The Awam temple: Its construction dates back to the 4th century BC. In the interior of the enclosure a peristyle rises of 32 monolithic rectangular columns announced by an alignment of eight large pillars.

Sirwah: The city on the bank of wadi Chada was the capital of the Sheba kingdom until 8th century BC before the construction of Ma'rib.
The Belqis palace: It is majestic with a perfect round-off in the east and two angle turns. Inscriptions of remarkable calligraphy were carved in the stone blocks.
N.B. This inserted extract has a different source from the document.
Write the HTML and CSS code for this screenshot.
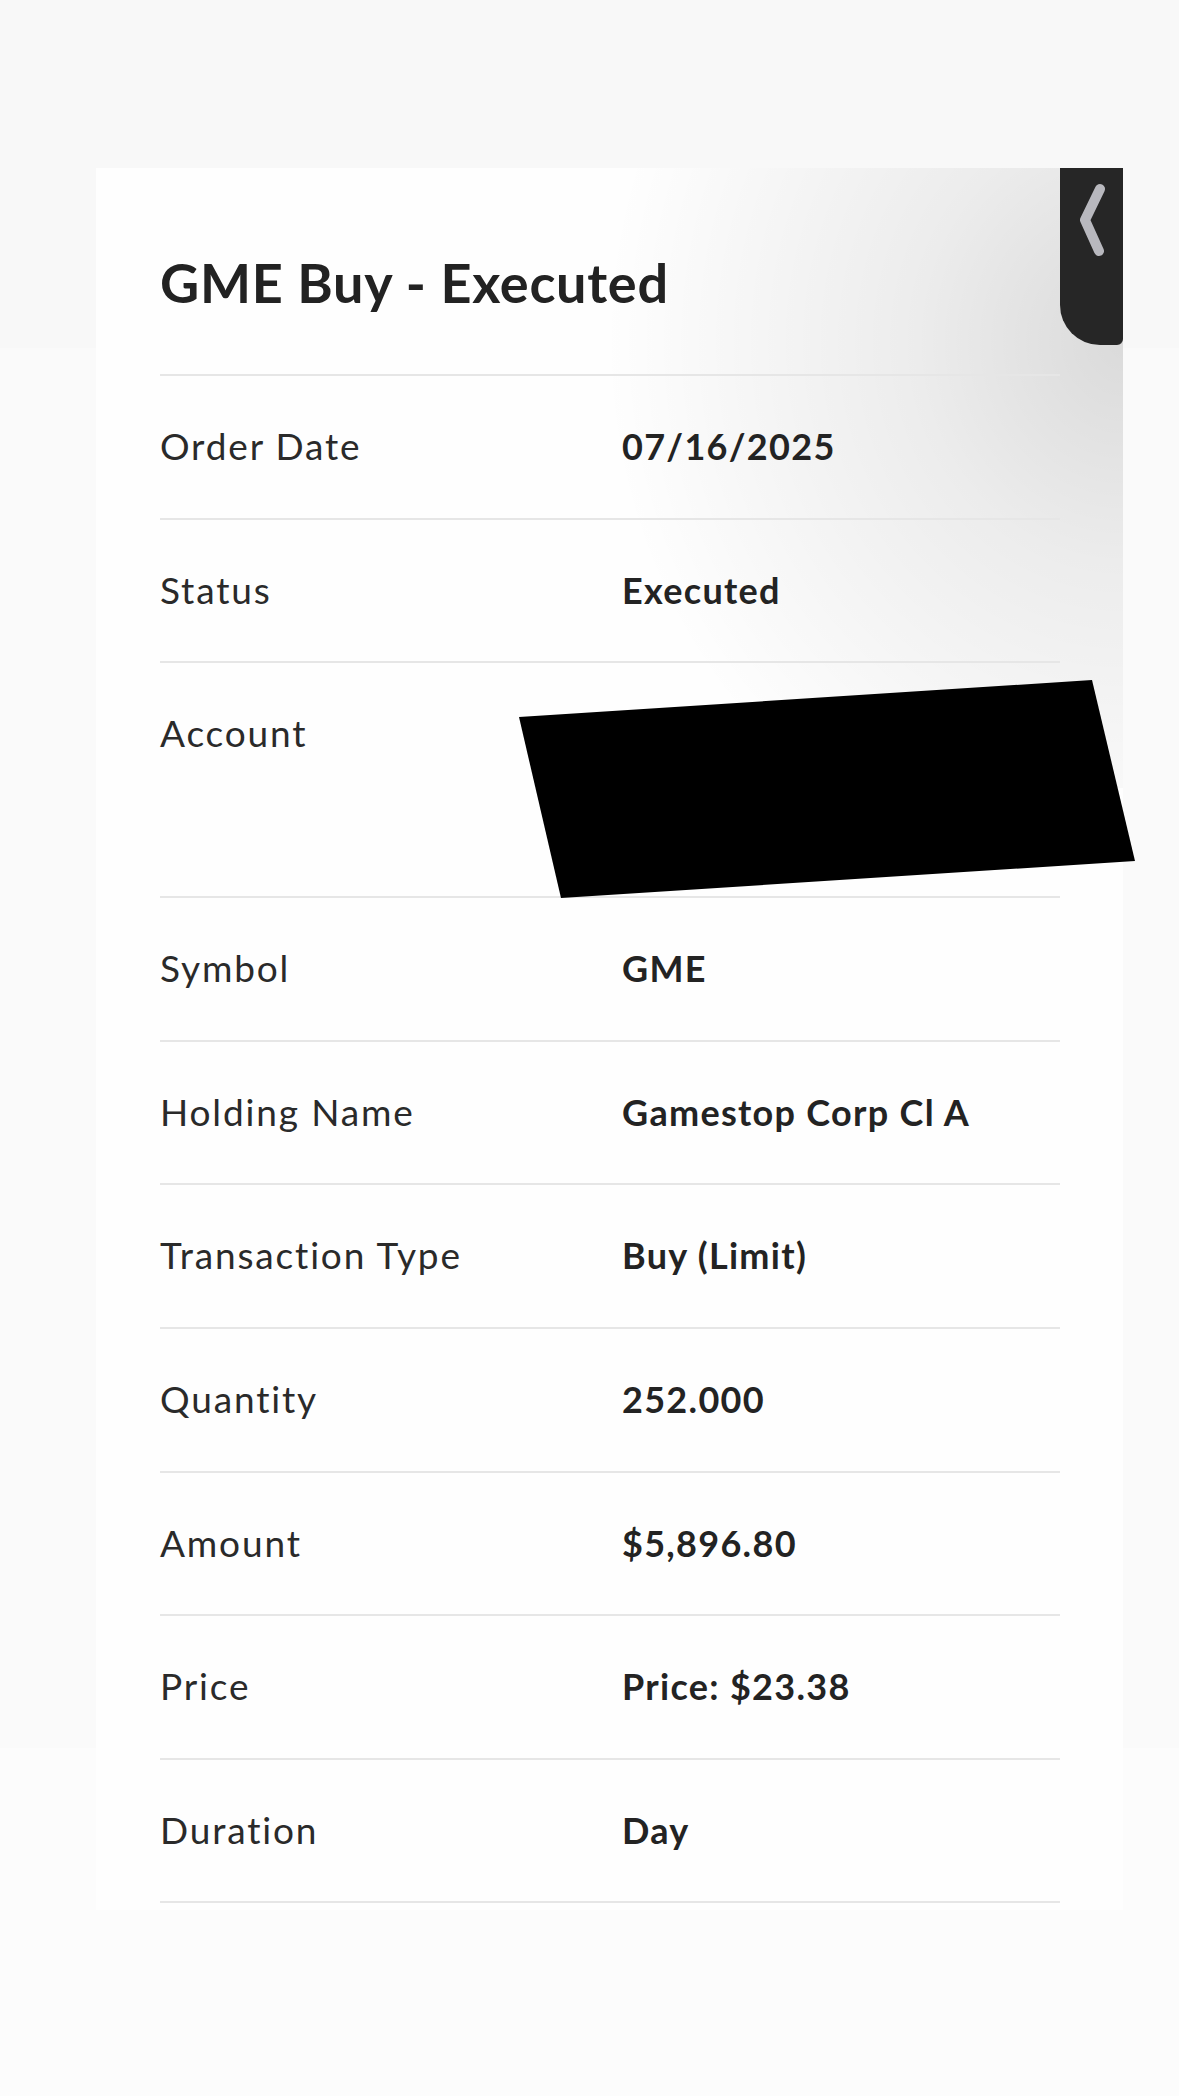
FILE: index.html
```html
<!DOCTYPE html>
<html lang="en">
<head>
<meta charset="utf-8">
<title>GME Buy - Executed</title>
<link rel="stylesheet" href="styles.css">
</head>
<body>
<div class="page">
  <div class="band band-top"></div>
  <div class="band band-mid"></div>
  <section class="card">
    <div class="shade"></div>
    <div class="tab">
      <svg class="chev" width="63" height="177" viewBox="0 0 63 177">
        <polyline points="40,21 25,52 39,83" fill="none" stroke="#b8b8be" stroke-width="10" stroke-linecap="round" stroke-linejoin="round"/>
      </svg>
    </div>
    <h1 class="title">GME Buy - Executed</h1>
    <div class="rows">
      <div class="row"><div class="label">Order Date</div><div class="value">07/16/2025</div></div>
      <div class="row"><div class="label">Status</div><div class="value">Executed</div></div>
      <div class="row row-account"><div class="label">Account</div><div class="value"></div>
        <svg class="redact" width="616" height="218" viewBox="0 0 616 218"><polygon points="0,37 573,0 616,181 42,218" fill="#000"/></svg>
      </div>
      <div class="row"><div class="label">Symbol</div><div class="value">GME</div></div>
      <div class="row"><div class="label">Holding Name</div><div class="value">Gamestop Corp Cl A</div></div>
      <div class="row"><div class="label">Transaction Type</div><div class="value">Buy (Limit)</div></div>
      <div class="row"><div class="label">Quantity</div><div class="value">252.000</div></div>
      <div class="row"><div class="label">Amount</div><div class="value">$5,896.80</div></div>
      <div class="row"><div class="label">Price</div><div class="value">Price: $23.38</div></div>
      <div class="row"><div class="label">Duration</div><div class="value">Day</div></div>
    </div>
  </section>
</div>
</body>
</html>
```
FILE: styles.css
```css
html, body {
  margin: 0;
  padding: 0;
}
body {
  background: #fcfcfc;
  font-family: "Lato", "Liberation Sans", sans-serif;
  color: #252525;
  width: 1179px;
  height: 2096px;
  overflow: hidden;
}
.page {
  position: relative;
  padding-top: 168px;
  height: 2096px;
  box-sizing: border-box;
}
.band {
  position: absolute;
  left: 0;
  right: 0;
  z-index: 0;
}
.band-top {
  top: 0;
  height: 348px;
  background: #f8f8f8;
}
.band-mid {
  top: 348px;
  height: 1400px;
  background: #fafafa;
}
.card {
  position: relative;
  z-index: 1;
  margin-left: 96px;
  width: 1027px;
  box-sizing: border-box;
  padding: 0 63px 7px 64px;
  background: #fefefe;
}
.shade {
  position: absolute;
  top: 0;
  right: 0;
  width: 560px;
  height: 620px;
  background:
    radial-gradient(ellipse 520px 560px at 100% 28%, rgba(0,0,0,0.14) 0%, rgba(0,0,0,0.07) 40%, rgba(0,0,0,0) 100%);
  pointer-events: none;
}
.tab {
  position: absolute;
  top: 0;
  right: 0;
  width: 63px;
  height: 177px;
  background: #262626;
  border-bottom-left-radius: 40px;
  border-bottom-right-radius: 6px;
  z-index: 3;
}
.chev {
  display: block;
}
.title {
  position: relative;
  margin: 0;
  padding: 85px 0 0;
  height: 208px;
  box-sizing: border-box;
  font-size: 54px;
  line-height: 60px;
  font-weight: 700;
  color: #222;
  letter-spacing: 0.7px;
  border-bottom: 2px solid #e6e6e6;
}
.rows {
  position: relative;
}
.row {
  position: relative;
  display: grid;
  grid-template-columns: 462px 1fr;
  align-items: start;
  height: 143.6px;
  box-sizing: border-box;
  padding-top: 47px;
  border-bottom: 2px solid #e6e6e6;
}
.row-account {
  height: 235px;
}
.label {
  font-size: 37px;
  line-height: 46px;
  font-weight: 400;
  color: #2a2a2a;
  letter-spacing: 1.85px;
}
.value {
  font-size: 36px;
  line-height: 46px;
  font-weight: 700;
  color: #232323;
  letter-spacing: 1.3px;
}
.redact {
  position: absolute;
  left: 359px;
  top: 17px;
  z-index: 4;
  overflow: visible;
}
```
Baraqish: The city was the capital of the Minean kingdom founded in the 4th century BC. It controlled the caravan tracks of South Arabia from Dhofar (in Oman) and Hadhramawt. The inhabitants are said to have domesticated the camel (actually the dromedary) to carry products, frankincense, myrrh and spices.
The site has an impressive size, a crescent of 300m by 200m.

Timna
Ma'rib

Awam

Beraqesh


The journey to Yemen was an immersion in sublime landscapes and the meeting of interesting people. There, as in all the Middle East, prestigious antiquity is next to sordid present. How and why this decline?
The reasons are probably complex, of economic as well as sociocultural origin. Yemen, among the poorest countries suffers at least from two diseases:
Qat consumption from midday as a meal -Yemenis have ascetic figures -get men nonchalant -unforeseeable at the wheel- and unfit for a concentrated work. A Yemeni day is reduced to the morning.
Islamic faith in its requirements of prayer and its exclusions of women makes economic development difficult if not improbable. The prestigious past of this area was preislamic. Indeed, reality is more subtle than this vision.
Drugs and faith turn man into a frightening warrior who comes to swell the ranks of armies in search of something ambiguous.


The return to France was made by Yemenia Airways flight with departure in the morning and arrival in Paris in the afternoon.